Recorded information:
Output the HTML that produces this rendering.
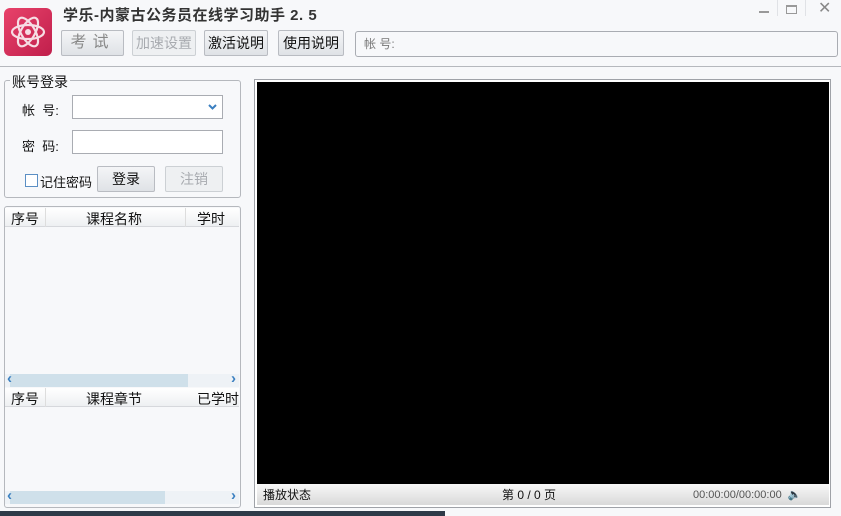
<!DOCTYPE html>
<html><head><meta charset="utf-8"><style>
*{margin:0;padding:0;box-sizing:border-box}
body{width:841px;height:516px;overflow:hidden;background:#f7f8fa;font-family:"Liberation Sans","Noto Sans CJK SC","WenQuanYi Zen Hei",sans-serif;font-size:13px;color:#111;position:relative}
.a{position:absolute}
.btn{position:absolute;height:26px;border:1px solid #b9bcc2;border-radius:2px;background:linear-gradient(#f4f5f7,#dfe2e6);text-align:center;line-height:24px;font-size:14px}
.dis{color:#a8abb0;background:#eef0f2;border-color:#ccd0d4}
.inp{position:absolute;background:#fff;border:1px solid #a9acb2}
.sb{position:absolute;height:13px;background:#eef2f6}
.sb .th{position:absolute;left:12px;top:0;height:13px;background:#cfe0ea}
.sb span{position:absolute;top:-4px;color:#3a7fc0;font-size:15px;font-weight:bold}
.hd{position:absolute;left:5px;width:234px;height:19px;background:linear-gradient(#fff,#eef0f2);border-bottom:1px solid #d6d8dc;font-size:14px}
.hd span{position:absolute;top:1px}
</style></head><body>
<div class="a" style="left:4px;top:8px;width:48px;height:48px;border-radius:6px;background:linear-gradient(135deg,#e8426a,#c01f4c)">
<svg width="48" height="48" viewBox="0 0 48 48"><g fill="none" stroke="#f6dde4" stroke-width="2.2"><ellipse cx="24" cy="24" rx="16" ry="7"/><ellipse cx="24" cy="24" rx="16" ry="7" transform="rotate(60 24 24)"/><ellipse cx="24" cy="24" rx="16" ry="7" transform="rotate(-60 24 24)"/></g><circle cx="24" cy="24" r="3" fill="#f6dde4"/></svg></div>
<div class="a" style="left:63px;top:4px;font-size:15px;font-weight:bold;color:#333;letter-spacing:0.5px">学乐-内蒙古公务员在线学习助手 2. 5</div>
<div class="btn" style="left:61px;top:30px;width:63px;color:#888;font-size:16px;letter-spacing:6px">考试</div>
<div class="btn dis" style="left:132px;top:30px;width:64px">加速设置</div>
<div class="btn" style="left:204px;top:30px;width:64px">激活说明</div>
<div class="btn" style="left:278px;top:30px;width:66px">使用说明</div>
<div class="a" style="left:355px;top:31px;width:483px;height:26px;border:1px solid #a9acb2;border-radius:3px;background:#f7f8fa;color:#777;font-size:12px;line-height:24px;padding-left:8px">帐 号:</div>
<div class="a" style="left:777px;top:0;width:1px;height:16px;background:#e0e2e6"></div>
<div class="a" style="left:805px;top:0;width:1px;height:16px;background:#e0e2e6"></div>
<div class="a" style="left:759px;top:11px;width:10px;height:2px;background:#999"></div>
<div class="a" style="left:786px;top:5px;width:11px;height:9px;border:1px solid #999;border-top-width:2px"></div>
<div class="a" style="left:818px;top:-2px;font-size:16px;color:#888">✕</div>
<div class="a" style="left:0;top:66px;width:841px;height:1px;background:#b5b8bd"></div>
<div class="a" style="left:4px;top:80px;width:237px;height:118px;border:1px solid #b5b8bd;border-radius:3px"></div>
<div class="a" style="left:10px;top:72px;background:#f7f8fa;font-size:14px;padding:0 2px">账号登录</div>
<div class="a" style="left:22px;top:100px;font-size:13px">帐&nbsp;&nbsp;号:</div>
<div class="inp" style="left:72px;top:95px;width:151px;height:24px"><svg class="a" style="right:5px;top:8px" width="9" height="6" viewBox="0 0 9 6"><path d="M1 1L4.5 4.5L8 1" fill="none" stroke="#3a7fc0" stroke-width="2"/></svg></div>
<div class="a" style="left:22px;top:136px;font-size:13px">密&nbsp;&nbsp;码:</div>
<div class="inp" style="left:72px;top:130px;width:151px;height:24px"></div>
<div class="a" style="left:25px;top:174px;width:13px;height:13px;border:1px solid #5b8fc4;background:#fff"></div>
<div class="a" style="left:40px;top:172px;font-size:13px">记住密码</div>
<div class="btn" style="left:97px;top:166px;width:58px">登录</div>
<div class="btn dis" style="left:165px;top:166px;width:58px">注销</div>
<div class="a" style="left:4px;top:206px;width:237px;height:302px;border:1px solid #b5b8bd;border-radius:3px"></div>
<div class="hd" style="top:208px"><span style="left:6px">序号</span><span style="left:81px">课程名称</span><span style="left:192px">学时</span><div class="a" style="left:40px;top:0;width:1px;height:19px;background:#ddd"></div><div class="a" style="left:180px;top:0;width:1px;height:19px;background:#ddd"></div></div>
<div class="sb" style="left:5px;top:374px;width:234px"><div class="th" style="width:178px;left:5px"></div><span style="left:2px">‹</span><span style="right:3px">›</span></div>
<div class="hd" style="top:388px"><span style="left:6px">序号</span><span style="left:81px">课程章节</span><span style="left:192px">已学时</span><div class="a" style="left:40px;top:0;width:1px;height:19px;background:#ddd"></div></div>
<div class="sb" style="left:5px;top:491px;width:234px"><div class="th" style="width:155px;left:5px"></div><span style="left:2px">‹</span><span style="right:3px">›</span></div>
<div class="a" style="left:254px;top:79px;width:577px;height:429px;border:1px solid #9fa2a8;background:#fff"></div>
<div class="a" style="left:257px;top:82px;width:572px;height:402px;background:#000"></div>
<div class="a" style="left:257px;top:484px;width:572px;height:21px;background:linear-gradient(#f8f8f8,#d9d9d9);font-size:12px;line-height:22px">
<span class="a" style="left:6px">播放状态</span><span class="a" style="left:245px">第 0 / 0 页</span>
<span class="a" style="left:436px;color:#555;font-size:11px">00:00:00/00:00:00 &nbsp;🔈</span></div>
<div class="a" style="left:0;top:511px;width:445px;height:5px;background:#2e3a48"></div>
</body></html>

Task: Leaving the pictures aside, transcribe the entire listing exactly.

Full solution:
Output the HTML that produces this rendering.
<!DOCTYPE html>
<html><head><meta charset="utf-8"><style>
*{margin:0;padding:0;box-sizing:border-box}
body{width:841px;height:516px;overflow:hidden;background:#f7f8fa;font-family:"Liberation Sans","Noto Sans CJK SC","WenQuanYi Zen Hei",sans-serif;font-size:13px;color:#111;position:relative}
.a{position:absolute}
.btn{position:absolute;height:26px;border:1px solid #b9bcc2;border-radius:2px;background:linear-gradient(#f4f5f7,#dfe2e6);text-align:center;line-height:24px;font-size:14px}
.dis{color:#a8abb0;background:#eef0f2;border-color:#ccd0d4}
.inp{position:absolute;background:#fff;border:1px solid #a9acb2}
.sb{position:absolute;height:13px;background:#eef2f6}
.sb .th{position:absolute;left:12px;top:0;height:13px;background:#cfe0ea}
.sb span{position:absolute;top:-4px;color:#3a7fc0;font-size:15px;font-weight:bold}
.hd{position:absolute;left:5px;width:234px;height:19px;background:linear-gradient(#fff,#eef0f2);border-bottom:1px solid #d6d8dc;font-size:14px}
.hd span{position:absolute;top:1px}
</style></head><body>
<div class="a" style="left:4px;top:8px;width:48px;height:48px;border-radius:6px;background:linear-gradient(135deg,#e8426a,#c01f4c)">
<svg width="48" height="48" viewBox="0 0 48 48"><g fill="none" stroke="#f6dde4" stroke-width="2.2"><ellipse cx="24" cy="24" rx="16" ry="7"/><ellipse cx="24" cy="24" rx="16" ry="7" transform="rotate(60 24 24)"/><ellipse cx="24" cy="24" rx="16" ry="7" transform="rotate(-60 24 24)"/></g><circle cx="24" cy="24" r="3" fill="#f6dde4"/></svg></div>
<div class="a" style="left:63px;top:4px;font-size:15px;font-weight:bold;color:#333;letter-spacing:0.5px">学乐-内蒙古公务员在线学习助手 2. 5</div>
<div class="btn" style="left:61px;top:30px;width:63px;color:#888;font-size:16px;letter-spacing:6px">考试</div>
<div class="btn dis" style="left:132px;top:30px;width:64px">加速设置</div>
<div class="btn" style="left:204px;top:30px;width:64px">激活说明</div>
<div class="btn" style="left:278px;top:30px;width:66px">使用说明</div>
<div class="a" style="left:355px;top:31px;width:483px;height:26px;border:1px solid #a9acb2;border-radius:3px;background:#f7f8fa;color:#777;font-size:12px;line-height:24px;padding-left:8px">帐 号:</div>
<div class="a" style="left:777px;top:0;width:1px;height:16px;background:#e0e2e6"></div>
<div class="a" style="left:805px;top:0;width:1px;height:16px;background:#e0e2e6"></div>
<div class="a" style="left:759px;top:11px;width:10px;height:2px;background:#999"></div>
<div class="a" style="left:786px;top:5px;width:11px;height:9px;border:1px solid #999;border-top-width:2px"></div>
<div class="a" style="left:818px;top:-2px;font-size:16px;color:#888">✕</div>
<div class="a" style="left:0;top:66px;width:841px;height:1px;background:#b5b8bd"></div>
<div class="a" style="left:4px;top:80px;width:237px;height:118px;border:1px solid #b5b8bd;border-radius:3px"></div>
<div class="a" style="left:10px;top:72px;background:#f7f8fa;font-size:14px;padding:0 2px">账号登录</div>
<div class="a" style="left:22px;top:100px;font-size:13px">帐&nbsp;&nbsp;号:</div>
<div class="inp" style="left:72px;top:95px;width:151px;height:24px"><svg class="a" style="right:5px;top:8px" width="9" height="6" viewBox="0 0 9 6"><path d="M1 1L4.5 4.5L8 1" fill="none" stroke="#3a7fc0" stroke-width="2"/></svg></div>
<div class="a" style="left:22px;top:136px;font-size:13px">密&nbsp;&nbsp;码:</div>
<div class="inp" style="left:72px;top:130px;width:151px;height:24px"></div>
<div class="a" style="left:25px;top:174px;width:13px;height:13px;border:1px solid #5b8fc4;background:#fff"></div>
<div class="a" style="left:40px;top:172px;font-size:13px">记住密码</div>
<div class="btn" style="left:97px;top:166px;width:58px">登录</div>
<div class="btn dis" style="left:165px;top:166px;width:58px">注销</div>
<div class="a" style="left:4px;top:206px;width:237px;height:302px;border:1px solid #b5b8bd;border-radius:3px"></div>
<div class="hd" style="top:208px"><span style="left:6px">序号</span><span style="left:81px">课程名称</span><span style="left:192px">学时</span><div class="a" style="left:40px;top:0;width:1px;height:19px;background:#ddd"></div><div class="a" style="left:180px;top:0;width:1px;height:19px;background:#ddd"></div></div>
<div class="sb" style="left:5px;top:374px;width:234px"><div class="th" style="width:178px;left:5px"></div><span style="left:2px">‹</span><span style="right:3px">›</span></div>
<div class="hd" style="top:388px"><span style="left:6px">序号</span><span style="left:81px">课程章节</span><span style="left:192px">已学时</span><div class="a" style="left:40px;top:0;width:1px;height:19px;background:#ddd"></div></div>
<div class="sb" style="left:5px;top:491px;width:234px"><div class="th" style="width:155px;left:5px"></div><span style="left:2px">‹</span><span style="right:3px">›</span></div>
<div class="a" style="left:254px;top:79px;width:577px;height:429px;border:1px solid #9fa2a8;background:#fff"></div>
<div class="a" style="left:257px;top:82px;width:572px;height:402px;background:#000"></div>
<div class="a" style="left:257px;top:484px;width:572px;height:21px;background:linear-gradient(#f8f8f8,#d9d9d9);font-size:12px;line-height:22px">
<span class="a" style="left:6px">播放状态</span><span class="a" style="left:245px">第 0 / 0 页</span>
<span class="a" style="left:436px;color:#555;font-size:11px">00:00:00/00:00:00 &nbsp;🔈</span></div>
<div class="a" style="left:0;top:511px;width:445px;height:5px;background:#2e3a48"></div>
</body></html>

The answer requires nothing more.